Et c’est cela peut-être la grande leçon qu’on peut tirer du livre de Yannick Kujawa. C’est que s’il n’y a pas comme l’écrit Marguerite Duras de « petites gens », il n’y a pas non plus de gens du Nord, de mineurs, de femmes de mineurs, d’ingénieurs, comme il n’y a pas non plus d’écrivains, de producteurs de radio, il n’y a que des individus, des personnes, dont chaque histoire est singulière, chaque sensibilité et chaque intelligence possède ses propres caractéristiques. Derrière ce qu’est venue chercher l’équipe de France Culture, l’image globalisante d’une « espèce » sociale étrangère à son propre « habitus » parisien, image que l’émission enregistrée est sensée figer et même un peu rectifier au montage, existent dans la réalité des êtres dont le secret ne peut si facilement se livrer. Que le romancier, lui, peut sans doute comme il le fait ici approcher davantage. À la condition de leur laisser toujours leur part irréductible d’inconnu. D’inconnu oui. L’inconnu. Toujours et toujours l’inconnu.



[1] Yannick Kujawa est aussi professeur de lettres en lycée. Tous les professeurs devraient lire ce livre qui leur fera sentir comment un texte découvert en classe par leurs élèves peut-être éprouvé de l’intérieur par chacun d’eux y compris par ceux qui restent toujours muets. Personnellement c’est toujours ce type d’appropriation qui en classe m’a paru le plus fécond du point de vue de l’enrichissement personnel des jeunes que j’ai eus devant moi. Plus que le fameux dressage herméneutique qui a bien sûr aussi son intérêt mais davantage d’un point de vue technique et intellectuel que d’un point de vue humain.

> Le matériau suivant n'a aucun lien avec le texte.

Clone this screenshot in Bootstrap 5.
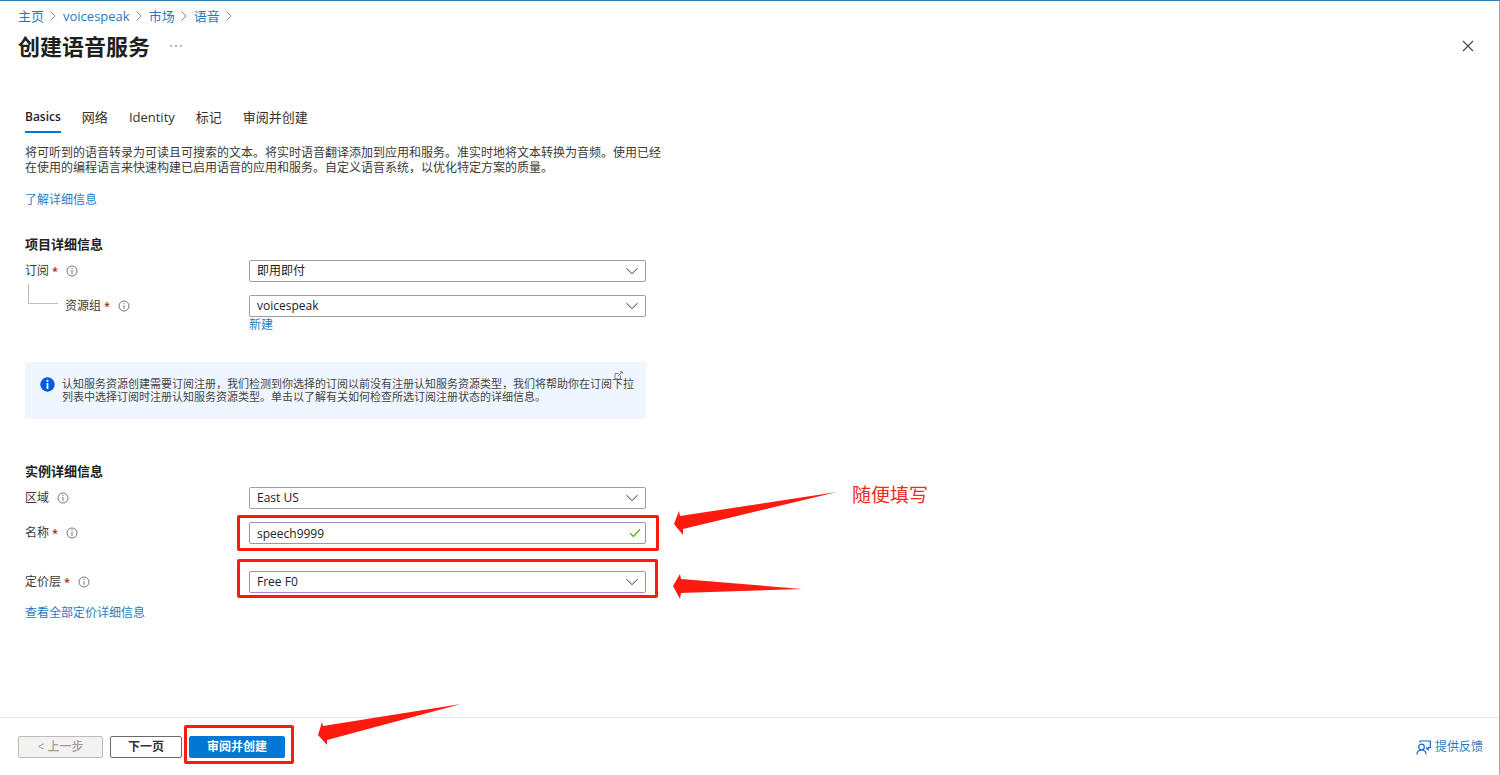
<!DOCTYPE html>
<html lang="zh-CN">
<head>
<meta charset="utf-8">
<meta name="viewport" content="width=device-width, initial-scale=1">
<title>创建语音服务</title>
<link href="https://cdn.jsdelivr.net/npm/bootstrap@5.3.0/dist/css/bootstrap.min.css" rel="stylesheet">
<style>
  :root { --link: #1f7cc4; --ink: #3b3a39; --mark-red: #ff1a10; }
  body { font-family: "Open Sans", "Noto Sans CJK SC", sans-serif; font-size: 12px; line-height: 16px; color: var(--ink); background: #fff; border-top: 1px solid #2f7eb0; border-right: 1px solid #a6a6a6; }
  a { color: var(--link); text-decoration: none; }
  a:hover { text-decoration: underline; }
  svg { display: block; flex: none; }
  .page-head { padding: 6px 18px 0; }
  .crumbs { font-size: 13px; line-height: 18px; --bs-breadcrumb-margin-bottom: 0; }
  .crumbs li { display: flex; align-items: center; gap: 6px; margin-right: 7px; }
  .title-row { margin-top: 6px; gap: 20px; padding-right: 7px; }
  .page-title { font-size: 22px; line-height: 30px; font-weight: 700; color: #1f1f1f; }
  .bare { border: 0; background: none; padding: 0; color: #444; }
  .page-body { padding: 47px 25px 0; }
  .form-area { max-width: 621px; }
  .tabs { gap: 21px; --bs-nav-link-color: #323130; --bs-nav-link-hover-color: #0078d4; }
  .tabs .nav-link { padding: 0 0 5px; font-size: 13px; line-height: 18px; border-bottom: 2px solid transparent; }
  .tabs .nav-link.active { font-size: 12px; font-weight: 600; color: #1f1f1f; border-color: #0078d4; }
  .intro { margin-top: 12px; line-height: 15px; white-space: nowrap; }
  .learn { margin-top: 17px; }
  .section-title { font-size: 13px; line-height: 18px; font-weight: 700; color: #222; margin: 0 0 7px; }
  .section-project { margin-top: 27px; }
  .section-instance { margin-top: 43px; }
  .field { display: flex; min-height: 22px; }
  .field-next { margin-top: 13px; }
  .field-far { margin-top: 27px; }
  .field-name { flex: 0 0 224px; display: flex; align-items: center; height: 22px; }
  .field-name label { margin-right: 8px; }
  .req { color: #a4262c; margin-left: 3px; font-size: 11px; font-weight: 600; }
  .field-box { flex: 1 1 auto; min-width: 0; position: relative; }
  .ctl { height: 22px; min-height: 22px; padding: 0 24px 0 7px; font-size: 12px; line-height: 20px; color: #222; border: 1px solid #a19f9d; border-radius: 2px; background-color: #fff; }
  select.ctl { background-position: right 7px center; background-size: 12px 12px;
    background-image: url("data:image/svg+xml,%3csvg xmlns='http://www.w3.org/2000/svg' viewBox='0 0 12 12'%3e%3cpath d='M.5 3.2 6 8.7l5.500-5.500' fill='none' stroke='%23333'/%3e%3c/svg%3e"); }
  .ctl.edited { border-color: #b184c4; }
  .valid-tick { position: absolute; right: 5px; top: 6px; }
  .branch { width: 30px; height: 20px; border-left: 1px solid #bebbb8; border-bottom: 1px solid #bebbb8; margin: 0 7px 24px 3px; }
  .notice { position: relative; margin-top: 29px; padding: 15px 15px 16px 15px; background: #eff6ff; color: #444; font-size: 11px; line-height: 13px; gap: 7px; white-space: nowrap; }
  .notice .ext { position: absolute; right: 23px; top: 9px; }
  .pricing { margin-top: 12px; }
  /* review marks laid over the controls */
  .frame { position: absolute; border: 3px solid var(--mark-red); border-radius: 2px; pointer-events: none; }
  .frame-name { inset: -7px -13px -7px -12px; }
  .frame-tier { inset: -12px -12px -5px -12px; }
  .frame-go { inset: -11px -9px -6px -5px; }
  .arrow { position: absolute; pointer-events: none; fill: var(--mark-red); }
  .arrow-name { left: calc(100% + 28px); top: -30px; }
  .arrow-tier { left: calc(100% + 27px); top: 3px; }
  .arrow-go { left: calc(100% + 33px); top: -32px; }
  .note { position: absolute; left: calc(100% + 206px); top: -40px; font-size: 19px; line-height: 26px; color: #f02c20; white-space: nowrap; }
  .foot { border-top: 1px solid #e6e6e6; padding: 18px 16px 17px 18px; gap: 7px; }
  .foot .btn { font-size: 12px; line-height: 20px; height: 22px; padding: 0; border-radius: 2px; font-weight: 700; }
  .foot .btn-prev { width: 85px; background: #f3f2f1; border-color: #bdbbb9; color: #a19f9d; opacity: 1; font-weight: 500; }
  .btn-next { width: 72px; border-color: #6b6a69; color: #323130; }
  .btn-go { width: 96px; background: #0078d4; border-color: #0078d4; color: #fff; }
</style>
</head>
<body class="d-flex flex-column min-vh-100">
<svg width="0" height="0" class="position-absolute" aria-hidden="true">
  <symbol id="info" viewBox="0 0 12 12"><circle cx="6" cy="6" r="5" fill="none" stroke="#797775"/><path d="M6 5v4M6 3v1" stroke="#797775"/></symbol>
  <symbol id="sep" viewBox="0 0 6 10"><path d="M.5.5 5 5 .5 9.500" fill="none" stroke="#888"/></symbol>
</svg>

<header class="page-head">
  <nav aria-label="breadcrumb">
    <ol class="breadcrumb crumbs">
      <li><a href="#">主页</a><svg width="6" height="10"><use href="#sep"/></svg></li>
      <li><a href="#">voicespeak</a><svg width="6" height="10"><use href="#sep"/></svg></li>
      <li><a href="#">市场</a><svg width="6" height="10"><use href="#sep"/></svg></li>
      <li><a href="#">语音</a><svg width="6" height="10"><use href="#sep"/></svg></li>
    </ol>
  </nav>
  <div class="title-row d-flex align-items-center">
    <h1 class="page-title mb-0">创建语音服务</h1>
    <button type="button" class="bare" aria-label="更多"><svg width="12" height="4" viewBox="0 0 12 4" fill="#555"><circle cx="1" cy="2" r=".8"/><circle cx="6" cy="2" r=".8"/><circle cx="11" cy="2" r=".8"/></svg></button>
    <button type="button" class="bare ms-auto" aria-label="关闭"><svg width="12" height="12" viewBox="0 0 12 12"><path d="m1 1 10 10M11 1 1 11" stroke="#444" stroke-width="1.100"/></svg></button>
  </div>
</header>

<main class="page-body">
  <div class="form-area">
    <nav class="nav tabs">
      <a class="nav-link active" href="#" aria-current="page">Basics</a>
      <a class="nav-link" href="#">网络</a>
      <a class="nav-link" href="#">Identity</a>
      <a class="nav-link" href="#">标记</a>
      <a class="nav-link" href="#">审阅并创建</a>
    </nav>

    <p class="intro mb-0">将可听到的语音转录为可读且可搜索的文本。将实时语音翻译添加到应用和服务。准实时地将文本转换为音频。使用已经<br>在使用的编程语言来快速构建已启用语音的应用和服务。自定义语音系统，以优化特定方案的质量。</p>
    <p class="learn mb-0"><a href="#">了解详细信息</a></p>

    <h2 class="section-title section-project">项目详细信息</h2>
    <div class="field">
      <div class="field-name"><label for="sub">订阅<span class="req">*</span></label><svg width="12" height="12"><use href="#info"/></svg></div>
      <div class="field-box"><select id="sub" class="form-select ctl"><option>即用即付</option></select></div>
    </div>
    <div class="field field-next">
      <div class="field-name"><span class="branch"></span><label for="group">资源组<span class="req">*</span></label><svg width="12" height="12"><use href="#info"/></svg></div>
      <div class="field-box"><select id="group" class="form-select ctl"><option>voicespeak</option></select><a href="#" class="d-block">新建</a></div>
    </div>

    <div class="notice d-flex">
      <svg width="15" height="15" viewBox="0 0 15 15"><circle cx="7.500" cy="7.500" r="7.200" fill="#015cda"/><circle cx="7.500" cy="3.900" r="1.100" fill="#fff"/><path d="M7.500 6v6" stroke="#fff" stroke-width="1.800"/></svg>
      <div>认知服务资源创建需要订阅注册，我们检测到你选择的订阅以前没有注册认知服务资源类型，我们将帮助你在订阅下拉<br>列表中选择订阅时注册认知服务资源类型。单击以了解有关如何检查所选订阅注册状态的详细信息。</div>
      <a href="#" class="ext" aria-label="在新窗口中打开"><svg width="9" height="9" viewBox="0 0 9 9" fill="none" stroke="#666" stroke-width=".8"><path d="M4.500 2.500H1v5.500h5.500V4.500M3.800 5.200 8.200.8M5.800.8h2.400v2.400"/></svg></a>
    </div>

    <h2 class="section-title section-instance">实例详细信息</h2>
    <div class="field">
      <div class="field-name"><label for="region">区域</label><svg width="12" height="12"><use href="#info"/></svg></div>
      <div class="field-box"><select id="region" class="form-select ctl"><option>East US</option></select></div>
    </div>
    <div class="field field-next">
      <div class="field-name"><label for="name">名称<span class="req">*</span></label><svg width="12" height="12"><use href="#info"/></svg></div>
      <div class="field-box">
        <input id="name" type="text" class="form-control ctl edited" value="speech9999">
        <svg class="valid-tick" width="12" height="10" viewBox="0 0 12 10"><path d="m1 5.200 3.300 3.300L11 1.500" fill="none" stroke="#57a300" stroke-width="1.200"/></svg>
        <span class="frame frame-name"></span>
        <svg class="arrow arrow-name" width="163" height="43" viewBox="0 0 163 43"><path d="M0 32 5 19l1 5L163 0 9 37v6z"/></svg>
        <span class="note">随便填写</span>
      </div>
    </div>
    <div class="field field-far">
      <div class="field-name"><label for="tier">定价层<span class="req">*</span></label><svg width="12" height="12"><use href="#info"/></svg></div>
      <div class="field-box">
        <select id="tier" class="form-select ctl edited"><option>Free F0</option></select>
        <span class="frame frame-tier"></span>
        <svg class="arrow arrow-tier" width="129" height="25" viewBox="0 0 129 25"><path d="M0 12 7 0l1 5 121 10L8 19l-1 6z"/></svg>
      </div>
    </div>
    <p class="pricing mb-4"><a href="#">查看全部定价详细信息</a></p>
  </div>
</main>

<footer class="foot mt-auto d-flex align-items-center">
  <button type="button" class="btn btn-prev" disabled>&lt; 上一步</button>
  <button type="button" class="btn btn-next">下一页</button>
  <div class="position-relative">
    <button type="button" class="btn btn-go d-block">审阅并创建</button>
    <span class="frame frame-go"></span>
    <svg class="arrow arrow-go" width="143" height="41" viewBox="0 0 143 41"><path d="M0 31 4 18l1 4L143 0 9 36v5z"/></svg>
  </div>
  <a href="#" class="ms-auto d-flex align-items-center gap-1"><svg width="15" height="15" viewBox="0 0 15 15" fill="none" stroke="#1668c7" stroke-width="1.200"><circle cx="5.500" cy="7" r="2.800"/><path d="M.8 14.500c.4-3 2.300-4.700 4.700-4.700s4.300 1.700 4.700 4.700M4 2.500V1h10.300v6.500h-2.100v2.200L9.800 7.500"/></svg>提供反馈</a>
</footer>
<script src="https://cdn.jsdelivr.net/npm/bootstrap@5.3.0/dist/js/bootstrap.bundle.min.js"></script>
</body>
</html>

[2] Surtout à une époque où l’industrie touristique n’a pas encore suscité d’attrait envers les régions marquées par un fort capital industriel ou populaire.

[3] Remarque qui concerne aussi bien entendu l’écrivain. Là est l’aporie à quoi se heurte ce type d’ouvrage c’est que pour donner corps à la parole profonde, intime de l’autre, il se voit obligé de parler à sa place.